— Begin SOURCE RECORDS —
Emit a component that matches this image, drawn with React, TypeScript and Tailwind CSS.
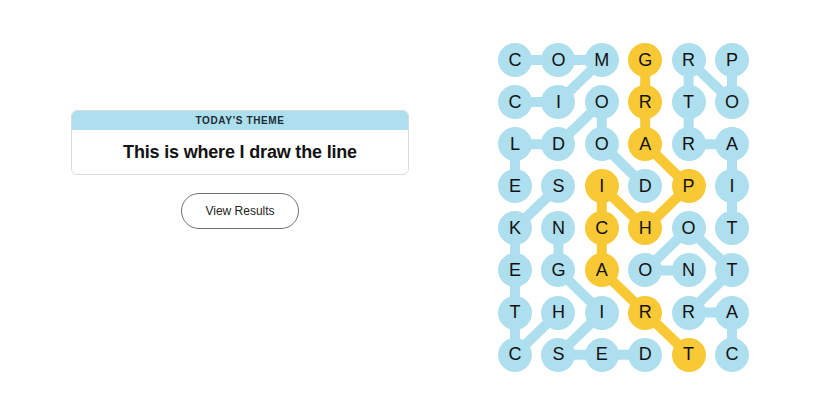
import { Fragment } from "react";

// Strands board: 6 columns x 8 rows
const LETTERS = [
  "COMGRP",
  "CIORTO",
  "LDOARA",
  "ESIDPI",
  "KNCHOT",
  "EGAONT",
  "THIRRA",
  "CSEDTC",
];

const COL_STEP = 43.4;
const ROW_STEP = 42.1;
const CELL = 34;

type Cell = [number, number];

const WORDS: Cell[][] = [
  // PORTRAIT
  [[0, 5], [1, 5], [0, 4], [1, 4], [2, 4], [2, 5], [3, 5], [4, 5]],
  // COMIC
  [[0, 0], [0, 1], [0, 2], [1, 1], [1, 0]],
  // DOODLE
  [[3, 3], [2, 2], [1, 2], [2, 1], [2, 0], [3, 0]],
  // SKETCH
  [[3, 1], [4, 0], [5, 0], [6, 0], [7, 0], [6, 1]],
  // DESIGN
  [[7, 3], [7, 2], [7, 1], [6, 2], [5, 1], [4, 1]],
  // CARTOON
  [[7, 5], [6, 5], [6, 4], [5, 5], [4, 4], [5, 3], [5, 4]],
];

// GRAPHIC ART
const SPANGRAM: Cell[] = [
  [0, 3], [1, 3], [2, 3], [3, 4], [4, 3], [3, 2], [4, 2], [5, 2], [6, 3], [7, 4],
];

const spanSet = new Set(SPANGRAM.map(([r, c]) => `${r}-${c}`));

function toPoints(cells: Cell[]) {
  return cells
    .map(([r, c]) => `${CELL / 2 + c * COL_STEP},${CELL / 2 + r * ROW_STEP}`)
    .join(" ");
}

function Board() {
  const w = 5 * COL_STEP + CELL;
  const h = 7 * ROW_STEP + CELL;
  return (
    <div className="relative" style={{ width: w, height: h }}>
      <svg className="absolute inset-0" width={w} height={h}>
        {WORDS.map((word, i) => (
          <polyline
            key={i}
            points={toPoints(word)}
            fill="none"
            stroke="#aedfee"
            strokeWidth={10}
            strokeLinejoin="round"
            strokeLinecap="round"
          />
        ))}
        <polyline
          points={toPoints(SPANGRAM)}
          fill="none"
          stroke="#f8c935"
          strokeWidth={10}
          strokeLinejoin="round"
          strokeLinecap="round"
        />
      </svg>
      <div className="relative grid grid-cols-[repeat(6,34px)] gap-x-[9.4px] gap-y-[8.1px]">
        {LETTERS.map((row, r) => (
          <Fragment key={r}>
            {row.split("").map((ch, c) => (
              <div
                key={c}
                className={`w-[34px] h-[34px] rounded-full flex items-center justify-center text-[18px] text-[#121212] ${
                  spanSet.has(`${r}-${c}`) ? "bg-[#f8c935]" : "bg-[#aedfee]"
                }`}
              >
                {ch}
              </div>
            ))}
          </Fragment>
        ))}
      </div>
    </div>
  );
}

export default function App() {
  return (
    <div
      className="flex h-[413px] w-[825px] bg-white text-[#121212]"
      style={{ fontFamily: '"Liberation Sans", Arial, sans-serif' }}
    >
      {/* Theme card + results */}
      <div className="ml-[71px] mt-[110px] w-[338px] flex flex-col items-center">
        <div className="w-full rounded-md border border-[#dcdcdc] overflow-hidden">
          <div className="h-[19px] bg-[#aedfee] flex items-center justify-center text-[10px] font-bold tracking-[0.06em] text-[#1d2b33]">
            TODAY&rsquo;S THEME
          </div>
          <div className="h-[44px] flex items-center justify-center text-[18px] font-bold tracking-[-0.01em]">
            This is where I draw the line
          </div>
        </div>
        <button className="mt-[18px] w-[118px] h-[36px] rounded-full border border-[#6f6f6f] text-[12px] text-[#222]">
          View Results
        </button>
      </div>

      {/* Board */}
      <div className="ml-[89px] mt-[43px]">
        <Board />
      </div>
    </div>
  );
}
— End SOURCE RECORDS —
— Begin SOURCE RECORDS —
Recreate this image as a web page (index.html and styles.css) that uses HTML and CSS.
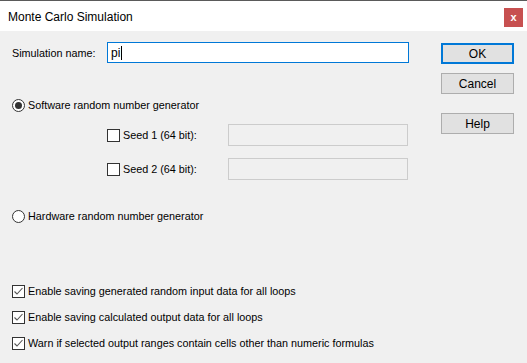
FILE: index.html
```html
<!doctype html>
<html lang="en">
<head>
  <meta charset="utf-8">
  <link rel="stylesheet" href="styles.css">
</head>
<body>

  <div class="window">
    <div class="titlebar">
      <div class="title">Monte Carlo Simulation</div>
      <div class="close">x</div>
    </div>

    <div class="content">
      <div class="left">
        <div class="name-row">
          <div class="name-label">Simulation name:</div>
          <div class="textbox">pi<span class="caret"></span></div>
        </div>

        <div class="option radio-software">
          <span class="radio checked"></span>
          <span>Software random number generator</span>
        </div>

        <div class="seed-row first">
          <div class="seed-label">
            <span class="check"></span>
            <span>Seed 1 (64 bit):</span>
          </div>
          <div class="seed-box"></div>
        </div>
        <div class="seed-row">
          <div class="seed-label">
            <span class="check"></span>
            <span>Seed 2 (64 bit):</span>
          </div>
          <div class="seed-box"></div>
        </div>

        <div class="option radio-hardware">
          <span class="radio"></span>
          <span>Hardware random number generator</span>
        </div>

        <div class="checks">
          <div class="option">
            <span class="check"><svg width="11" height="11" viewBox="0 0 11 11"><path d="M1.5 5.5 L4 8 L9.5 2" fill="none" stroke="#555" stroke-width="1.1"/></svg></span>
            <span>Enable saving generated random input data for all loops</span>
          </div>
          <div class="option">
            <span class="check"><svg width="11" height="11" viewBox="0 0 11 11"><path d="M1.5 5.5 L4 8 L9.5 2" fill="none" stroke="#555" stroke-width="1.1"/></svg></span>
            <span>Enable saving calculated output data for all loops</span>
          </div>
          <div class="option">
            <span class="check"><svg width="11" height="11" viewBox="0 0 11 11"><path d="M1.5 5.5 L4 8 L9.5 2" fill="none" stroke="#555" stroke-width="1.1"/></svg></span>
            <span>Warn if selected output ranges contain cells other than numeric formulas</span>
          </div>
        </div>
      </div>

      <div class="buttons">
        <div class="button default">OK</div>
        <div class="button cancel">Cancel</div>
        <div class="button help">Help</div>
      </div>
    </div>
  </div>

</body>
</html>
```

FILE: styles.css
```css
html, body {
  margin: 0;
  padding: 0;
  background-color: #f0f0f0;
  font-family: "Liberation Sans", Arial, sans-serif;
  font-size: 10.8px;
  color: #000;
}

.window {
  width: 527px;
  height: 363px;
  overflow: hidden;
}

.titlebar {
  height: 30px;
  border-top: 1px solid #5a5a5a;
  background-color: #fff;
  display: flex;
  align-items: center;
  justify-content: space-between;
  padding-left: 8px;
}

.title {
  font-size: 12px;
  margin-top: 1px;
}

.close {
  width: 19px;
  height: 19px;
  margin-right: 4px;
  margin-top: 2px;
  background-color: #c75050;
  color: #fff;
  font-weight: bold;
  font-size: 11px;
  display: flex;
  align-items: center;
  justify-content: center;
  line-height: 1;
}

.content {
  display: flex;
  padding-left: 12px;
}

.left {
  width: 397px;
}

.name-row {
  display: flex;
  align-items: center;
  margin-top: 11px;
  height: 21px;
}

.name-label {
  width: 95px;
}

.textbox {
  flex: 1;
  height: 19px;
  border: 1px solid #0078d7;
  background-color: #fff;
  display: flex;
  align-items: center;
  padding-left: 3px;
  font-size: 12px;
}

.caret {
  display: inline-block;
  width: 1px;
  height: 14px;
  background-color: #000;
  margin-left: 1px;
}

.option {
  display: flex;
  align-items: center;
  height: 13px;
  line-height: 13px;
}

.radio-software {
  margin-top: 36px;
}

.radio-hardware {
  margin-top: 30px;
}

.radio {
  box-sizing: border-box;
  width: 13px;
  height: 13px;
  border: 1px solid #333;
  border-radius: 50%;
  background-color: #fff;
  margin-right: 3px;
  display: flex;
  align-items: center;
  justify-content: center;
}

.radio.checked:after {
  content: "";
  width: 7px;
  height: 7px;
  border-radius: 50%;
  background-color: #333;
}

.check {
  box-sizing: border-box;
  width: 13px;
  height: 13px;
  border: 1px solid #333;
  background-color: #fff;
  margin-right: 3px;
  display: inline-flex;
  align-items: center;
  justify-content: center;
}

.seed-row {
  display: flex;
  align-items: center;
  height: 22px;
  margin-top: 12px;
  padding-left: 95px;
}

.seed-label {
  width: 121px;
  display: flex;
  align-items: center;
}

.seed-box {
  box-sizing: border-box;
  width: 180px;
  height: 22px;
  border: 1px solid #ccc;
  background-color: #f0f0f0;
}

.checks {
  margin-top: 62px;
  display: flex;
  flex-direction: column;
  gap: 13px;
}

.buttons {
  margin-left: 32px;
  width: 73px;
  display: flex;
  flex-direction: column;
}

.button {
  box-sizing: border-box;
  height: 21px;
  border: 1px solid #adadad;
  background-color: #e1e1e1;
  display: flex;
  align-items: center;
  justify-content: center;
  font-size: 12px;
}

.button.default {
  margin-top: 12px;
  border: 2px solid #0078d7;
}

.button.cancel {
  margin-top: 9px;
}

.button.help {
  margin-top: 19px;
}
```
— End SOURCE RECORDS —
◆ JOB ◆
State the count of lines above containing the string "image", and add nothing to it.

◆ FINAL RESULT ◆
2